Forum Moderators: phranque

Message Too Old, No Replies

MSNBot viewing requesting the wrong VirutalServer

apache, search, spider, msnbot, bing

         

avatarworf

8:34 am on Feb 9, 2010 (gmt 0)

10+ Year Member



Hello,
I was wondering if anybody has noticed a similar problem with the MSNBot?
I have several vitualhost on a single IP (nothing on SSL). For some reason the MSNBot is requesting pages from the first VirtualServer which are actually located on another VS.

The Bot seems to be requesting a HTTP/1.1; would this mean it may be requesting with Host: <ip> ; Host: <first VS> or even no Host: at all

The simplest thing to do to make the MSNBot happy would probably be to make the first VS my main site. (or the one that's getting a bit of indexing) This could also be occuring for other VSs So this doesn't solve the problem.

jdMorgan

2:47 pm on Feb 9, 2010 (gmt 0)

WebmasterWorld Senior Member 10+ Year Member



If the requests are HTTP/1.1, then they must include a hostname, otherwise, you'd see 400-Invalid Request errors in your logs.

The primary question here is whether these requests to the wrong hostnames actually resolve.

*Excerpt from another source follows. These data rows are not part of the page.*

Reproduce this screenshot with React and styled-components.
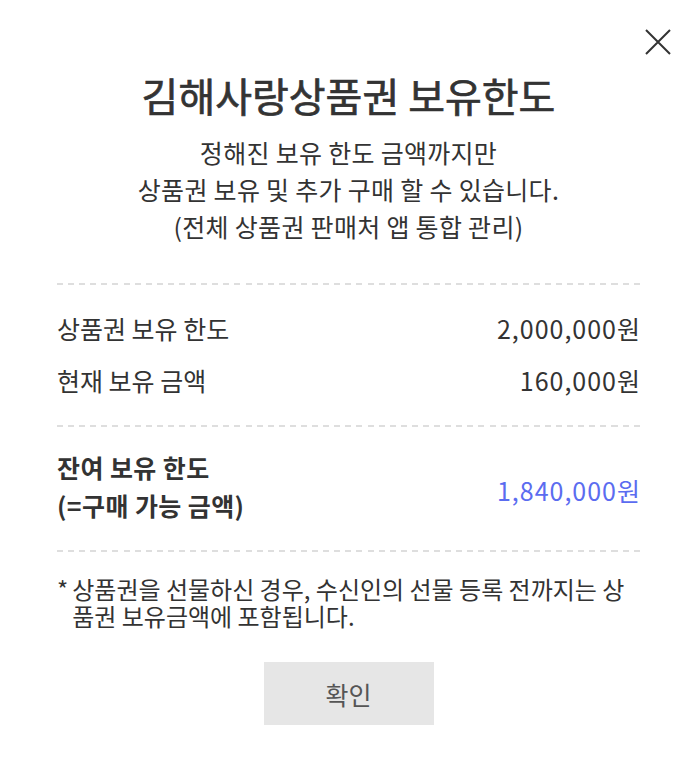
import React from 'react';
import styled, { createGlobalStyle } from 'styled-components';

const GlobalStyle = createGlobalStyle`
  html, body {
    margin: 0;
    padding: 0;
    background: #fff;
  }
  body {
    font-family: "Noto Sans CJK KR", "Noto Sans", sans-serif;
    color: #333;
  }
`

const Modal = styled.div`
  position: relative;
  width: 697px;
  box-sizing: border-box;
  padding: 70px 57px 52px;
  background: #fff;
`

const CloseButton = styled.button`
  position: absolute;
  top: 27px;
  right: 24px;
  width: 30px;
  height: 30px;
  padding: 0;
  border: none;
  background: none;
  cursor: pointer;
  display: flex;
  align-items: center;
  justify-content: center;
`

const Title = styled.h1`
  margin: 0;
  font-size: 40px;
  line-height: 50px;
  font-weight: 400;
  -webkit-text-stroke: 0.7px #333;
  color: #333;
  text-align: center;
`

const Desc = styled.p`
  margin: 14px 0 0;
  font-size: 25px;
  line-height: 37px;
  text-align: center;
  color: #333;
  letter-spacing: 0.3px;
`

const Divider = styled.div`
  height: 2px;
  margin-top: ${props => props.gap || 0}px;
  background: repeating-linear-gradient(90deg, #dedede 0 6px, transparent 6px 11.09px);
`

const Section = styled.div`
  display: flex;
  flex-direction: column;
  gap: 20px;
  padding: ${props => props.pad};
`

const Row = styled.div`
  display: flex;
  align-items: center;
  justify-content: space-between;
  font-size: 25px;
  line-height: 32px;
  font-weight: ${props => (props.strong ? 700 : 400)};
  color: #333;
`

const Label = styled.div`
  line-height: ${props => props.lh || 32}px;
  letter-spacing: ${props => props.ls || 0}px;
`

const Amount = styled.div`
  color: ${props => props.color || '#333'};
  font-weight: 400;
  letter-spacing: 1px;
  margin-right: -1px;
  padding-top: ${props => props.shift || 0}px;
`

const Note = styled.div`
  display: flex;
  gap: 4px;
  padding: 23px 14px 0 0;
  font-size: 24px;
  line-height: 27px;
  color: #333;
`

const Star = styled.span`
  flex: none;
`

const Footer = styled.div`
  display: flex;
  justify-content: center;
  margin-top: 33px;
`

const ConfirmButton = styled.button`
  width: 170px;
  height: 63px;
  border: none;
  background: #e6e6e6;
  color: #555;
  font-family: inherit;
  font-size: 25px;
  cursor: pointer;
`

export default function App() {
  return (
    <>
      <GlobalStyle />
      <Modal>
        <CloseButton aria-label="닫기">
          <svg width="26" height="26" viewBox="0 0 26 26">
            <path d="M1 1 L25 25 M25 1 L1 25" stroke="#333" strokeWidth="2" fill="none" />
          </svg>
        </CloseButton>
        <Title>김해사랑상품권 보유한도</Title>
        <Desc>
          정해진 보유 한도 금액까지만<br />
          상품권 보유 및 추가 구매 할 수 있습니다.<br />
          (전체 상품권 판매처 앱 통합 관리)
        </Desc>
        <Divider gap={38} />
        <Section pad="27px 0 29px">
          <Row>
            <Label>상품권 보유 한도</Label>
            <Amount>2,000,000원</Amount>
          </Row>
          <Row>
            <Label>현재 보유 금액</Label>
            <Amount>160,000원</Amount>
          </Row>
        </Section>
        <Divider />
        <Section pad="21px 0 26px">
          <Row strong>
            <Label lh={38} ls={0.4}>
              잔여 보유 한도<br />
              (=구매 가능 금액)
            </Label>
            <Amount color="#5b6cf0" shift={8}>1,840,000원</Amount>
          </Row>
        </Section>
        <Divider />
        <Note>
          <Star>*</Star>
          <span>상품권을 선물하신 경우, 수신인의 선물 등록 전까지는 상품권 보유금액에 포함됩니다.</span>
        </Note>
        <Footer>
          <ConfirmButton>확인</ConfirmButton>
        </Footer>
      </Modal>
    </>
  );
}
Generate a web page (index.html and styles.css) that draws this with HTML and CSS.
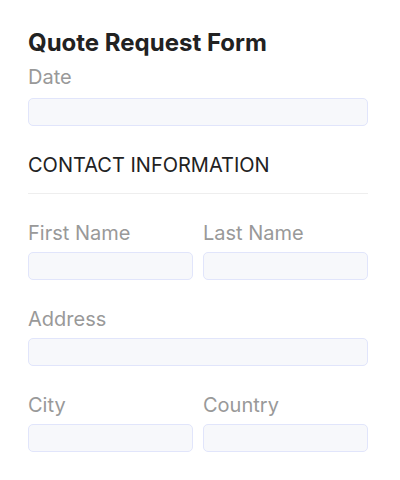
FILE: index.html
```html
<!DOCTYPE html>
<html>
<head>
<meta charset="utf-8">
<link rel="stylesheet" href="styles.css">
</head>
<body>
<form class="form">
  <h1 class="title">Quote Request Form</h1>
  <div class="field field-date">
    <label class="label">Date</label>
    <div class="input"></div>
  </div>
  <h2 class="section">CONTACT INFORMATION</h2>
  <div class="divider"></div>
  <div class="row">
    <div class="field">
      <label class="label">First Name</label>
      <div class="input"></div>
    </div>
    <div class="field">
      <label class="label">Last Name</label>
      <div class="input"></div>
    </div>
  </div>
  <div class="field">
    <label class="label">Address</label>
    <div class="input"></div>
  </div>
  <div class="row">
    <div class="field">
      <label class="label">City</label>
      <div class="input"></div>
    </div>
    <div class="field">
      <label class="label">Country</label>
      <div class="input"></div>
    </div>
  </div>
</form>
</body>
</html>
```

FILE: styles.css
```css
html, body {
  margin: 0;
  padding: 0;
  background: #fff;
}
body {
  font-family: Inter, "Noto Sans", sans-serif;
}
.form {
  padding: 29px 32px 0 28px;
  display: flex;
  flex-direction: column;
}
.title {
  margin: 0;
  font-size: 24px;
  line-height: 28px;
  font-weight: 700;
  color: #222;
}
.field {
  display: flex;
  flex-direction: column;
  margin-top: 27px;
}
.field-date {
  margin-top: 8px;
}
.label {
  font-size: 20px;
  line-height: 24px;
  color: #999;
  margin-bottom: 7px;
}
.field-date .label {
  margin-bottom: 9px;
}
.input {
  height: 26px;
  background: #f7f8fb;
  border: 1px solid #e1e5fb;
  border-radius: 5px;
}
.section {
  margin: 27px 0 0;
  font-size: 20px;
  line-height: 24px;
  font-weight: 400;
  color: #222;
}
.divider {
  height: 1px;
  background: #eee;
  margin-top: 16px;
}
.row {
  display: grid;
  grid-template-columns: 1fr 1fr;
  column-gap: 10px;
}
```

What is the server's response to these requests? If the response is not a 404, then you got a configuration problem.

If it is a 404, then you can either 301-redirect the requests that you *know* will resolve on the other host, or ignore this and hope the msnbot team fixes the bug -- They've had some rather spectacular bugs in the past, and it wouldn't surprise me if this were another.

Jim

avatarworf

3:08 pm on Feb 9, 2010 (gmt 0)

10+ Year Member



Thanks for the quick reply.
Yeah the responses are 404 except for things like robots.txt (in the primary VirutalServer)

The two sites concerned are completely different. So I could try the process of 301-ing all those pages; or at least pattern match a bunch of it.

Hope this works out..

jdMorgan

3:37 pm on Feb 9, 2010 (gmt 0)

WebmasterWorld Senior Member 10+ Year Member



If they're returning 404's, I'd leave it alone and ignore the error.

Look around for and close any 'back doors' that msnbot might have found to mis-index these sites -- For example, redirect IP-address-hostname requests to the proper canonical hostname or to a 'catch-all' default server that either offers a list of links to valid hostnames or just returns a standard Apache "default page."

Jim